In that simple understanding: I am guessing that if I had a $1000 monthly mortgage and my interest portion was $950. I would be able to deduct from my taxes 950 x 12 = $11400 at the end of the year.

Is this correct?

Any help would be apprcieted.

Thanks,

Joe

is it your residence or an investment property? rental or flip? you have many other deductions available in addition to interest.

the interest to be deducted will be reflected on the 1098 you receive from the lender.

Not quite.

You don’t pay the same amount of interest each month, unless you have an interest only loan. In your example, you have what is called an amortizing loan. Each month, the portion of your monthly payment that is applied to interest goes down while the amount applied to your loan balance goes up, although your total mortgage payment stays the same.

Your mortgage company will send you a mortgage interest statement sometime in January. Look for a Form 1098 from your lender that will tell you the exact amount of mortgage interest you paid during the year.

Mortgage interest paid for your primary residence is not subtracted from your taxes. Instead, you file Schedule A (1040) to itemize your deductions. Itemized deductions reduce your taxable income before your tax bill is computed. Along with mortgage interest, you can also deduct your property taxes on Schedule A. While other out of pocket costs are also permittted deductions on Schedule A, mortgage interest paid and property taxes paid are the only real estate related deductions allowed on Schedule A for your primary residence.

If you don’t itemize your deductions on Schedule A, then you don’t get to claim the deductions for mortgage interest or for property taxes. Some folks just don’t have enough deductions to use Schedule A, so, they default to the standard deduction.

Dave,

Thanks for your response. Question?

Your response looks like it deals with a primary residence? Correct?

What is/are the differences for an investment property?

Thanks,

Joe

Joe,

You are correct, I assumed from the wording of your question that you were specifically asking about your primary residence.

How are you using this “investment” property?

Dave,

I don’t really know what you mean when you say. “how are you using your investment property”

I have a couple of duplexes that I rent out.

Joe

OK, your investment property is being used as rentals.

For rental property, you report all your income and expenses on Schedule E (1040). Take a look at Schedule E and see all the expense categories that are available to the rental property owner to offset rental income. The depreciation expense at the end is a bonus.

Dave,

Yea, I see where you write off all expenses for an investment property. Now to my understanding that is different that the write offs for my personal residence correct? Because on my personal residence I can only write off my mortgage interest.
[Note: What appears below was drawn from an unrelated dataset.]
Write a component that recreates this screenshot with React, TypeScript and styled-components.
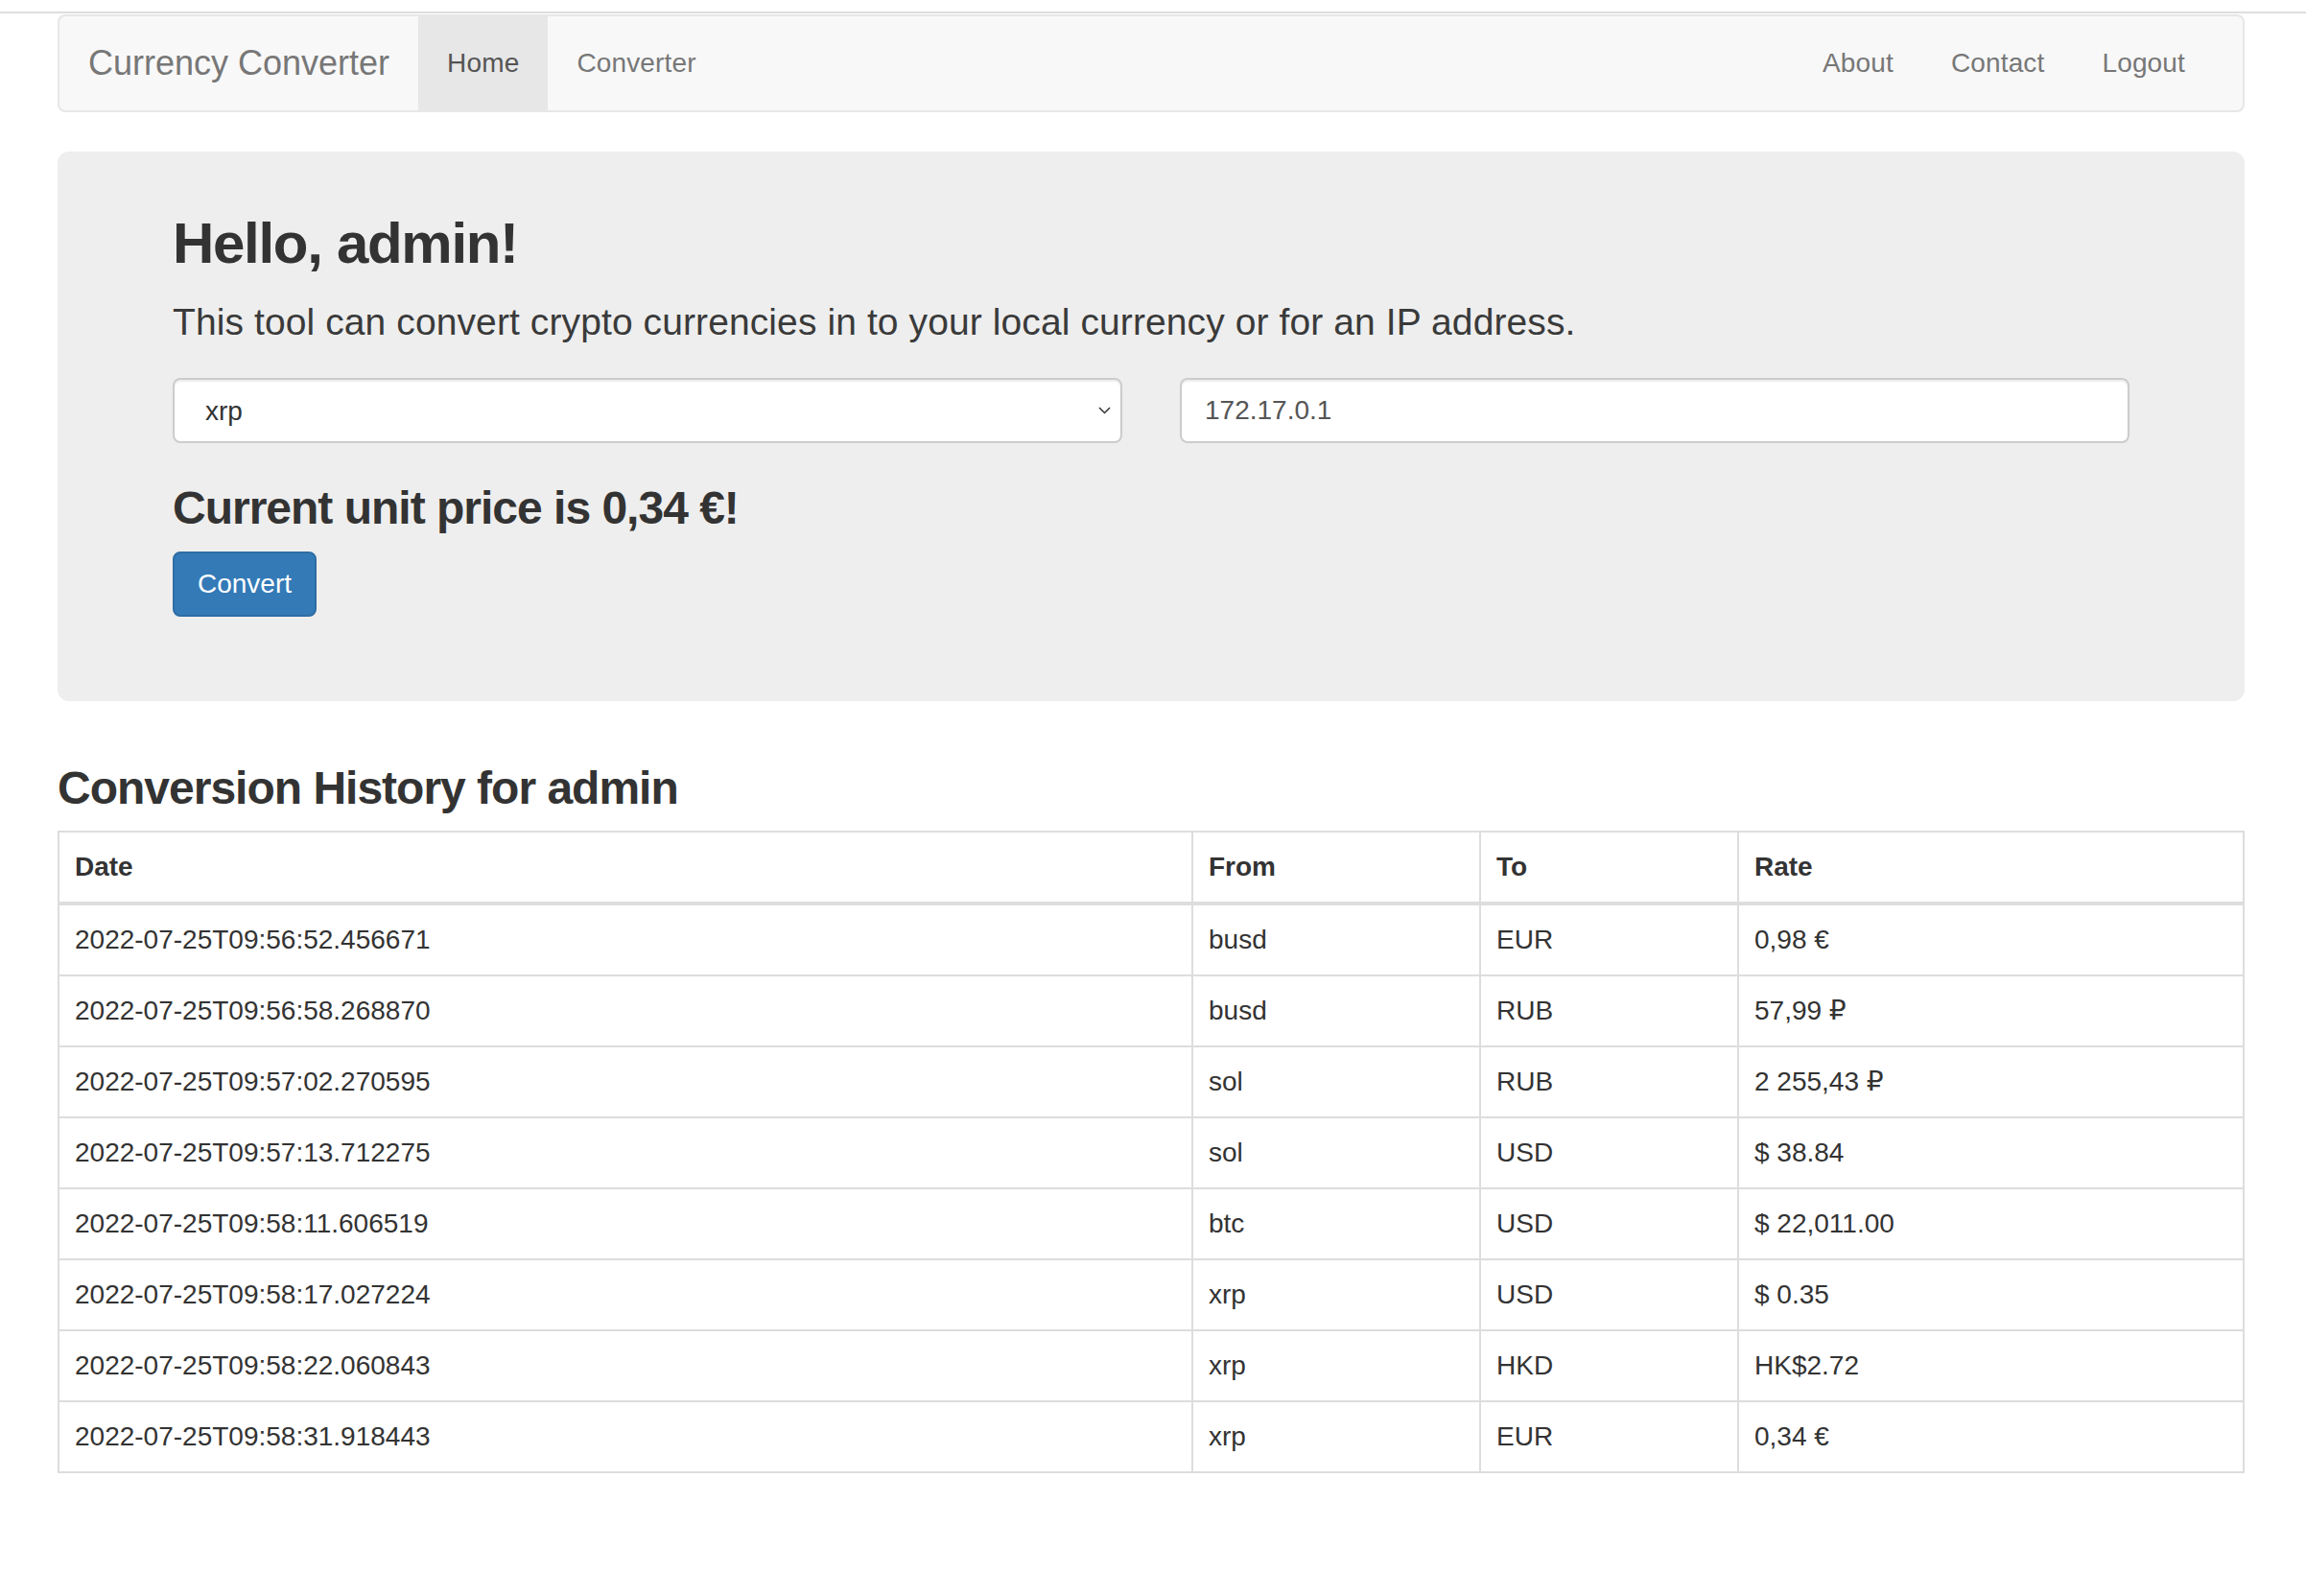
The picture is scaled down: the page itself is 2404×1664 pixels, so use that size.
import styled, { createGlobalStyle } from "styled-components";

const GlobalStyle = createGlobalStyle`
    html, body {
        margin: 0;
        padding: 0;
        background: #fff;
    }
    body {
        font-family: "Liberation Sans", Arial, "DejaVu Sans", sans-serif;
        font-size: 28px;
        color: #333;
    }
    * {
        box-sizing: border-box;
    }
`;

// thin line across the top of the window
const TopRule = styled.div`
    height: 2px;
    margin-top: 12px;
    background-color: #dedede;
`;

const Container = styled.div`
    width: 2280px;
    margin-left: 60px;
    padding-bottom: 120px;
`;

const Navbar = styled.nav`
    display: flex;
    align-items: stretch;
    height: 102px;
    margin-top: 1px;
    padding-right: 30px;
    background-color: #f8f8f8;
    border: 2px solid #e7e7e7;
    border-radius: 8px;
`;

const Brand = styled.a`
    display: flex;
    align-items: center;
    padding: 0 30px;
    font-size: 36px;
    color: #777;
    text-decoration: none;
`;

const NavList = styled.ul<{ $right?: boolean }>`
    display: flex;
    margin: 0;
    padding: 0;
    list-style: none;
    margin-left: ${props => (props.$right ? "auto" : "0")};
`;

const NavItem = styled.li<{ $active?: boolean }>`
    display: flex;
    align-items: center;
    padding: 0 30px;
    font-size: 28px;
    letter-spacing: 0.15px;
    color: ${props => (props.$active ? "#555" : "#777")};
    background-color: ${props => (props.$active ? "#e7e7e7" : "transparent")};
`;

const Jumbotron = styled.section`
    margin-top: 41px;
    padding: 63px 120px 88px;
    background-color: #eee;
    border-radius: 12px;
`;

const Title = styled.h1`
    margin: 0;
    font-size: 60px;
    line-height: 66px;
    font-weight: 700;
    letter-spacing: -1.3px;
    color: #333;
`;

const Lead = styled.p`
    margin: 21px 0 0;
    font-size: 39px;
    line-height: 56px;
    font-weight: 300;
    letter-spacing: 0.1px;
    color: #3a3a3a;
`;

const FormRow = styled.div`
    display: grid;
    grid-template-columns: 1fr 1fr;
    gap: 60px;
    margin-top: 30px;
`;

const SelectWrap = styled.div`
    position: relative;
`;

const Select = styled.select`
    display: block;
    width: 100%;
    height: 68px;
    padding: 0 60px 0 32px;
    font-family: inherit;
    font-size: 28px;
    color: #333;
    background-color: #fff;
    border: 2px solid #ccc;
    border-radius: 8px;
    box-shadow: inset 0 2px 2px rgba(0, 0, 0, 0.075);
    appearance: none;
    outline: none;
`;

const Chevron = styled.svg`
    position: absolute;
    right: 12px;
    top: 30px;
    pointer-events: none;
`;

const Input = styled.input`
    display: block;
    width: 100%;
    height: 68px;
    padding: 0 24px;
    font-family: inherit;
    font-size: 28px;
    color: #555;
    background-color: #fff;
    border: 2px solid #ccc;
    border-radius: 8px;
    box-shadow: inset 0 2px 2px rgba(0, 0, 0, 0.075);
    outline: none;
`;

const SubTitle = styled.h3<{ $top: number }>`
    margin: ${props => props.$top}px 0 0;
    font-size: 48px;
    line-height: 53px;
    font-weight: 700;
    letter-spacing: -1px;
    color: #333;
`;

const Button = styled.button`
    display: block;
    height: 68px;
    margin-top: 19px;
    padding: 0 24px;
    font-family: inherit;
    font-size: 28px;
    color: #fff;
    background-color: #337ab7;
    border: 2px solid #2e6da4;
    border-radius: 8px;
`;

const Table = styled.table`
    width: 2278px;
    margin-top: 18px;
    table-layout: fixed;
    border-collapse: collapse;
    border: 2px solid #ddd;
`;

const Th = styled.th<{ $w: number }>`
    width: ${props => props.$w}px;
    padding: 16px;
    font-size: 28px;
    line-height: 40px;
    font-weight: 700;
    text-align: left;
    color: #333;
    border: 2px solid #ddd;
    border-bottom-width: 4px;
`;

const Td = styled.td`
    padding: 16px;
    font-size: 28px;
    line-height: 40px;
    color: #333;
    border: 2px solid #ddd;
    white-space: nowrap;
`;

interface IConversion {
    date: string;
    from: string;
    to: string;
    rate: string;
}

const history: IConversion[] = [
    { date: "2022-07-25T09:56:52.456671", from: "busd", to: "EUR", rate: "0,98 €" },
    { date: "2022-07-25T09:56:58.268870", from: "busd", to: "RUB", rate: "57,99 ₽" },
    { date: "2022-07-25T09:57:02.270595", from: "sol", to: "RUB", rate: "2 255,43 ₽" },
    { date: "2022-07-25T09:57:13.712275", from: "sol", to: "USD", rate: "$ 38.84" },
    { date: "2022-07-25T09:58:11.606519", from: "btc", to: "USD", rate: "$ 22,011.00" },
    { date: "2022-07-25T09:58:17.027224", from: "xrp", to: "USD", rate: "$ 0.35" },
    { date: "2022-07-25T09:58:22.060843", from: "xrp", to: "HKD", rate: "HK$2.72" },
    { date: "2022-07-25T09:58:31.918443", from: "xrp", to: "EUR", rate: "0,34 €" },
];

function App() {
    return (
        <>
            <GlobalStyle />
            <TopRule />
            <Container>
                <Navbar>
                    <Brand href="#">Currency Converter</Brand>
                    <NavList>
                        <NavItem $active>Home</NavItem>
                        <NavItem>Converter</NavItem>
                    </NavList>
                    <NavList $right>
                        <NavItem>About</NavItem>
                        <NavItem>Contact</NavItem>
                        <NavItem>Logout</NavItem>
                    </NavList>
                </Navbar>

                <Jumbotron>
                    <Title>Hello, admin!</Title>
                    <Lead>This tool can convert crypto currencies in to your local currency or for an IP address.</Lead>
                    <FormRow>
                        <SelectWrap>
                            <Select defaultValue="xrp">
                                <option value="btc">btc</option>
                                <option value="busd">busd</option>
                                <option value="sol">sol</option>
                                <option value="xrp">xrp</option>
                            </Select>
                            <Chevron width="13" height="8" viewBox="0 0 13 8">
                                <polyline points="1,1 6.5,6.5 12,1" fill="none" stroke="#333" strokeWidth="1.5" />
                            </Chevron>
                        </SelectWrap>
                        <Input defaultValue="172.17.0.1" />
                    </FormRow>
                    <SubTitle $top={41}>Current unit price is 0,34 €!</SubTitle>
                    <Button>Convert</Button>
                </Jumbotron>

                <SubTitle $top={64}>Conversion History for admin</SubTitle>
                <Table>
                    <thead>
                        <tr>
                            <Th $w={1182}>Date</Th>
                            <Th $w={300}>From</Th>
                            <Th $w={269}>To</Th>
                            <Th $w={527}>Rate</Th>
                        </tr>
                    </thead>
                    <tbody>
                        {history.map(row => (
                            <tr key={row.date}>
                                <Td>{row.date}</Td>
                                <Td>{row.from}</Td>
                                <Td>{row.to}</Td>
                                <Td>{row.rate}</Td>
                            </tr>
                        ))}
                    </tbody>
                </Table>
            </Container>
        </>
    );
}

export default App;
Also, I wanted to find out how the deperciation works. And does this work differently for a personal residence then for an investment property? If so, how?

If you know this anyway that you can put some numbers together as an example?

Again thanks for your responses.

Joe

For your primary residence or second home, the only deductions you are allowed are mortgage interest and property taxes. You can only take these if you itemize your deductions on Schedule A.

Depreciation does not apply to your primary residence or second home, only to your rental property or to property used in your business.